-- Begin SOURCE MATERIAL --
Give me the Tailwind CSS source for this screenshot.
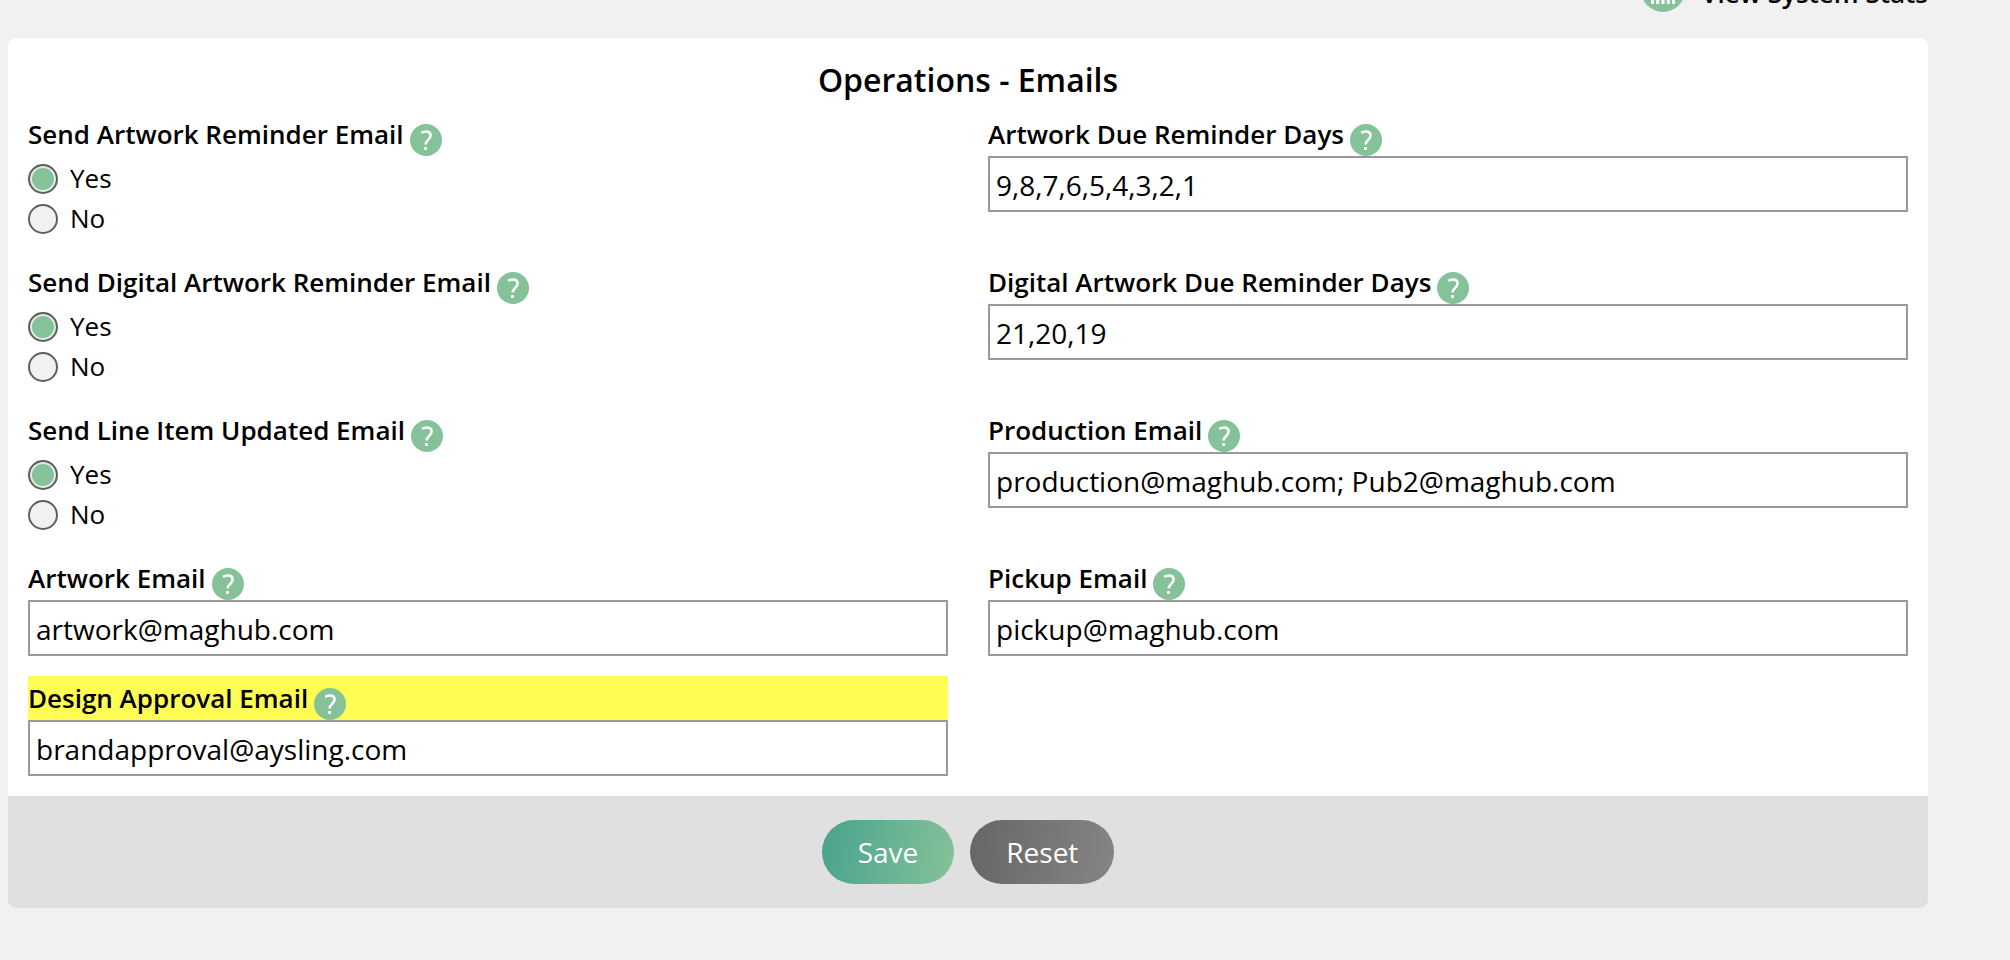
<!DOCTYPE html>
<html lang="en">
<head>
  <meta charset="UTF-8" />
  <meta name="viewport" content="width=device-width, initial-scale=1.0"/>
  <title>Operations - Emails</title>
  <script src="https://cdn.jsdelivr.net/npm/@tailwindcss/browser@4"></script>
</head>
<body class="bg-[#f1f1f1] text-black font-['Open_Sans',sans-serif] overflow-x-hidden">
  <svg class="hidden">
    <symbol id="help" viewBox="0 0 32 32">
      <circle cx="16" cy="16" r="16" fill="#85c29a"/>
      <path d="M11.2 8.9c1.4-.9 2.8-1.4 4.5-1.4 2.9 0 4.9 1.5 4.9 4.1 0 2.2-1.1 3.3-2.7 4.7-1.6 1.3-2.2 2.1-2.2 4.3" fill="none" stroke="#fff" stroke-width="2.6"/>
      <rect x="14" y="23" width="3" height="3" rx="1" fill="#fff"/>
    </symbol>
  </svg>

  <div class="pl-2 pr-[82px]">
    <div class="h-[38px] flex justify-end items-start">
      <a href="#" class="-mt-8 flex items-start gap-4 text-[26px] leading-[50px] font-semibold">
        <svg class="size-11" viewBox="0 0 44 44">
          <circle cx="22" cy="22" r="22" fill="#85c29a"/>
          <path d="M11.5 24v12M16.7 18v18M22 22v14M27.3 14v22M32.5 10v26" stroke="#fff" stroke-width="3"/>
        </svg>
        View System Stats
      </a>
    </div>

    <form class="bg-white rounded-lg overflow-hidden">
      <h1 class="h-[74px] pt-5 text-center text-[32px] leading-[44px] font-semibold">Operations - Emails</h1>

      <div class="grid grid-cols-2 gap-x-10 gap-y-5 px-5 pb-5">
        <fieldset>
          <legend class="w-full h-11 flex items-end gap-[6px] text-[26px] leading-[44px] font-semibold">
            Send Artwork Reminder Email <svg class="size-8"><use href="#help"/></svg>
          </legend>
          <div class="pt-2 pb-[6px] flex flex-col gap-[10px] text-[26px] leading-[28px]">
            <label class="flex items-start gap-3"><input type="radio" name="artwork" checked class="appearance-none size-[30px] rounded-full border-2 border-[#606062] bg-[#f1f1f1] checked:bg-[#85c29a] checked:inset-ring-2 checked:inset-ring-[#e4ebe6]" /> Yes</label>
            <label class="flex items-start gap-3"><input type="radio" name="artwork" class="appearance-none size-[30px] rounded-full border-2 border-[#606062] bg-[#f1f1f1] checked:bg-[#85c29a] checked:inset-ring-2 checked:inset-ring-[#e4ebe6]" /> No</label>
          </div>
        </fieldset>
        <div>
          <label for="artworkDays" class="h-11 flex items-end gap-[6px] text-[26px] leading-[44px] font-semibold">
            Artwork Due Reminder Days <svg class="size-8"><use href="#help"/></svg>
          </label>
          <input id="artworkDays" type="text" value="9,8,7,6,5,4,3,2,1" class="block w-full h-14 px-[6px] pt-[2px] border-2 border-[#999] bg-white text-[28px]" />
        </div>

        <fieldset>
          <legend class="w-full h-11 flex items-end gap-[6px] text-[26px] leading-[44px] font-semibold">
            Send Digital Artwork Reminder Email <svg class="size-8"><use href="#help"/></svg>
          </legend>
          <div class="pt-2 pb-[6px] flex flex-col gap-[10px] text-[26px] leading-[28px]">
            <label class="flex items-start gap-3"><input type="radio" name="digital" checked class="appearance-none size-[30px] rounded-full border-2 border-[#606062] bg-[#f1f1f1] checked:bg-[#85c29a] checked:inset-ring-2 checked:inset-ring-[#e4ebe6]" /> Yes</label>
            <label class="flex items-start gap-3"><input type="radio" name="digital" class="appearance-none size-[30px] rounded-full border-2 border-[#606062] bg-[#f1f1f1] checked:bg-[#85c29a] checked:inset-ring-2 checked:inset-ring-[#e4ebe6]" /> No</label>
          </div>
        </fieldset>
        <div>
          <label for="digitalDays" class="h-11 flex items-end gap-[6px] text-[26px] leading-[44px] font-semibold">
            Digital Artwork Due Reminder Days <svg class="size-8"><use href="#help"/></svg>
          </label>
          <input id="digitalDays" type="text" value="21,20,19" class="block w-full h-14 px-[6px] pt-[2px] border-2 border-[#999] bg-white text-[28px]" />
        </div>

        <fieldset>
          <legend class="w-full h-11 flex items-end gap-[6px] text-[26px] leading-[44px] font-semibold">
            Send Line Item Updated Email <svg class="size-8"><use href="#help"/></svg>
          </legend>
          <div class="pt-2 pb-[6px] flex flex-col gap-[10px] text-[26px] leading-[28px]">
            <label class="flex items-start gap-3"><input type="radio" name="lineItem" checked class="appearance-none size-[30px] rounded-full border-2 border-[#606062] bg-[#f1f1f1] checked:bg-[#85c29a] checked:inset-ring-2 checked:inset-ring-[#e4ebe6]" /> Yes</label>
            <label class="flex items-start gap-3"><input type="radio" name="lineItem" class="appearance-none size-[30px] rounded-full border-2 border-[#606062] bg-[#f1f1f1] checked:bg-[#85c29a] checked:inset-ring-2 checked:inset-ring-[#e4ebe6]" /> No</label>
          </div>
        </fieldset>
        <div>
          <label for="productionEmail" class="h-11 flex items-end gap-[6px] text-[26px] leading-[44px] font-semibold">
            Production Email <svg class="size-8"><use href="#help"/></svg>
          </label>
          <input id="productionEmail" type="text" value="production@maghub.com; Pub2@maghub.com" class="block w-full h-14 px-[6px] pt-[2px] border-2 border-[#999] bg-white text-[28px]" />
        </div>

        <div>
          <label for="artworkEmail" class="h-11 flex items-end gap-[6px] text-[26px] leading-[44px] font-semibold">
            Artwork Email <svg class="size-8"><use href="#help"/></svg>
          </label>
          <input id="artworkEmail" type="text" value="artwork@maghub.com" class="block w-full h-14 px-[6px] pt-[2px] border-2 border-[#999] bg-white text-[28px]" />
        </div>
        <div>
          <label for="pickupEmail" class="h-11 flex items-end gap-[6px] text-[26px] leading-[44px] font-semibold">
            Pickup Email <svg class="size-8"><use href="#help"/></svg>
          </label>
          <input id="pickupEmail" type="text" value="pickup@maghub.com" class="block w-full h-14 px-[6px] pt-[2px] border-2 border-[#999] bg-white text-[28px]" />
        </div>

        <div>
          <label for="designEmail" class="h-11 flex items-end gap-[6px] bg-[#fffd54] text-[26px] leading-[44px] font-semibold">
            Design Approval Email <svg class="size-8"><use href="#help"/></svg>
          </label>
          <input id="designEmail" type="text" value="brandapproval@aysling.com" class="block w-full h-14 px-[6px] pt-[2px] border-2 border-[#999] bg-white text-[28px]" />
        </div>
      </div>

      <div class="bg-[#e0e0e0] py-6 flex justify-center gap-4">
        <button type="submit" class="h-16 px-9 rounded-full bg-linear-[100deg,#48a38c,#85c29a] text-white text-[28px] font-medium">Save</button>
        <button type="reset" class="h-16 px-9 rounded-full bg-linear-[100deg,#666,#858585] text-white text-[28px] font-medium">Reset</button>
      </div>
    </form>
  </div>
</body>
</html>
-- End SOURCE MATERIAL --
**WRITTEN REQUEST**
Give the material again exactly as it is, but keep the pictures out.

**SOLUTION FOR THIS EXERCISE**
Give me the Tailwind CSS source for this screenshot.
<!DOCTYPE html>
<html lang="en">
<head>
  <meta charset="UTF-8" />
  <meta name="viewport" content="width=device-width, initial-scale=1.0"/>
  <title>Operations - Emails</title>
  <script src="https://cdn.jsdelivr.net/npm/@tailwindcss/browser@4"></script>
</head>
<body class="bg-[#f1f1f1] text-black font-['Open_Sans',sans-serif] overflow-x-hidden">
  <svg class="hidden">
    <symbol id="help" viewBox="0 0 32 32">
      <circle cx="16" cy="16" r="16" fill="#85c29a"/>
      <path d="M11.2 8.9c1.4-.9 2.8-1.4 4.5-1.4 2.9 0 4.9 1.5 4.9 4.1 0 2.2-1.1 3.3-2.7 4.7-1.6 1.3-2.2 2.1-2.2 4.3" fill="none" stroke="#fff" stroke-width="2.6"/>
      <rect x="14" y="23" width="3" height="3" rx="1" fill="#fff"/>
    </symbol>
  </svg>

  <div class="pl-2 pr-[82px]">
    <div class="h-[38px] flex justify-end items-start">
      <a href="#" class="-mt-8 flex items-start gap-4 text-[26px] leading-[50px] font-semibold">
        <svg class="size-11" viewBox="0 0 44 44">
          <circle cx="22" cy="22" r="22" fill="#85c29a"/>
          <path d="M11.5 24v12M16.7 18v18M22 22v14M27.3 14v22M32.5 10v26" stroke="#fff" stroke-width="3"/>
        </svg>
        View System Stats
      </a>
    </div>

    <form class="bg-white rounded-lg overflow-hidden">
      <h1 class="h-[74px] pt-5 text-center text-[32px] leading-[44px] font-semibold">Operations - Emails</h1>

      <div class="grid grid-cols-2 gap-x-10 gap-y-5 px-5 pb-5">
        <fieldset>
          <legend class="w-full h-11 flex items-end gap-[6px] text-[26px] leading-[44px] font-semibold">
            Send Artwork Reminder Email <svg class="size-8"><use href="#help"/></svg>
          </legend>
          <div class="pt-2 pb-[6px] flex flex-col gap-[10px] text-[26px] leading-[28px]">
            <label class="flex items-start gap-3"><input type="radio" name="artwork" checked class="appearance-none size-[30px] rounded-full border-2 border-[#606062] bg-[#f1f1f1] checked:bg-[#85c29a] checked:inset-ring-2 checked:inset-ring-[#e4ebe6]" /> Yes</label>
            <label class="flex items-start gap-3"><input type="radio" name="artwork" class="appearance-none size-[30px] rounded-full border-2 border-[#606062] bg-[#f1f1f1] checked:bg-[#85c29a] checked:inset-ring-2 checked:inset-ring-[#e4ebe6]" /> No</label>
          </div>
        </fieldset>
        <div>
          <label for="artworkDays" class="h-11 flex items-end gap-[6px] text-[26px] leading-[44px] font-semibold">
            Artwork Due Reminder Days <svg class="size-8"><use href="#help"/></svg>
          </label>
          <input id="artworkDays" type="text" value="9,8,7,6,5,4,3,2,1" class="block w-full h-14 px-[6px] pt-[2px] border-2 border-[#999] bg-white text-[28px]" />
        </div>

        <fieldset>
          <legend class="w-full h-11 flex items-end gap-[6px] text-[26px] leading-[44px] font-semibold">
            Send Digital Artwork Reminder Email <svg class="size-8"><use href="#help"/></svg>
          </legend>
          <div class="pt-2 pb-[6px] flex flex-col gap-[10px] text-[26px] leading-[28px]">
            <label class="flex items-start gap-3"><input type="radio" name="digital" checked class="appearance-none size-[30px] rounded-full border-2 border-[#606062] bg-[#f1f1f1] checked:bg-[#85c29a] checked:inset-ring-2 checked:inset-ring-[#e4ebe6]" /> Yes</label>
            <label class="flex items-start gap-3"><input type="radio" name="digital" class="appearance-none size-[30px] rounded-full border-2 border-[#606062] bg-[#f1f1f1] checked:bg-[#85c29a] checked:inset-ring-2 checked:inset-ring-[#e4ebe6]" /> No</label>
          </div>
        </fieldset>
        <div>
          <label for="digitalDays" class="h-11 flex items-end gap-[6px] text-[26px] leading-[44px] font-semibold">
            Digital Artwork Due Reminder Days <svg class="size-8"><use href="#help"/></svg>
          </label>
          <input id="digitalDays" type="text" value="21,20,19" class="block w-full h-14 px-[6px] pt-[2px] border-2 border-[#999] bg-white text-[28px]" />
        </div>

        <fieldset>
          <legend class="w-full h-11 flex items-end gap-[6px] text-[26px] leading-[44px] font-semibold">
            Send Line Item Updated Email <svg class="size-8"><use href="#help"/></svg>
          </legend>
          <div class="pt-2 pb-[6px] flex flex-col gap-[10px] text-[26px] leading-[28px]">
            <label class="flex items-start gap-3"><input type="radio" name="lineItem" checked class="appearance-none size-[30px] rounded-full border-2 border-[#606062] bg-[#f1f1f1] checked:bg-[#85c29a] checked:inset-ring-2 checked:inset-ring-[#e4ebe6]" /> Yes</label>
            <label class="flex items-start gap-3"><input type="radio" name="lineItem" class="appearance-none size-[30px] rounded-full border-2 border-[#606062] bg-[#f1f1f1] checked:bg-[#85c29a] checked:inset-ring-2 checked:inset-ring-[#e4ebe6]" /> No</label>
          </div>
        </fieldset>
        <div>
          <label for="productionEmail" class="h-11 flex items-end gap-[6px] text-[26px] leading-[44px] font-semibold">
            Production Email <svg class="size-8"><use href="#help"/></svg>
          </label>
          <input id="productionEmail" type="text" value="production@maghub.com; Pub2@maghub.com" class="block w-full h-14 px-[6px] pt-[2px] border-2 border-[#999] bg-white text-[28px]" />
        </div>

        <div>
          <label for="artworkEmail" class="h-11 flex items-end gap-[6px] text-[26px] leading-[44px] font-semibold">
            Artwork Email <svg class="size-8"><use href="#help"/></svg>
          </label>
          <input id="artworkEmail" type="text" value="artwork@maghub.com" class="block w-full h-14 px-[6px] pt-[2px] border-2 border-[#999] bg-white text-[28px]" />
        </div>
        <div>
          <label for="pickupEmail" class="h-11 flex items-end gap-[6px] text-[26px] leading-[44px] font-semibold">
            Pickup Email <svg class="size-8"><use href="#help"/></svg>
          </label>
          <input id="pickupEmail" type="text" value="pickup@maghub.com" class="block w-full h-14 px-[6px] pt-[2px] border-2 border-[#999] bg-white text-[28px]" />
        </div>

        <div>
          <label for="designEmail" class="h-11 flex items-end gap-[6px] bg-[#fffd54] text-[26px] leading-[44px] font-semibold">
            Design Approval Email <svg class="size-8"><use href="#help"/></svg>
          </label>
          <input id="designEmail" type="text" value="brandapproval@aysling.com" class="block w-full h-14 px-[6px] pt-[2px] border-2 border-[#999] bg-white text-[28px]" />
        </div>
      </div>

      <div class="bg-[#e0e0e0] py-6 flex justify-center gap-4">
        <button type="submit" class="h-16 px-9 rounded-full bg-linear-[100deg,#48a38c,#85c29a] text-white text-[28px] font-medium">Save</button>
        <button type="reset" class="h-16 px-9 rounded-full bg-linear-[100deg,#666,#858585] text-white text-[28px] font-medium">Reset</button>
      </div>
    </form>
  </div>
</body>
</html>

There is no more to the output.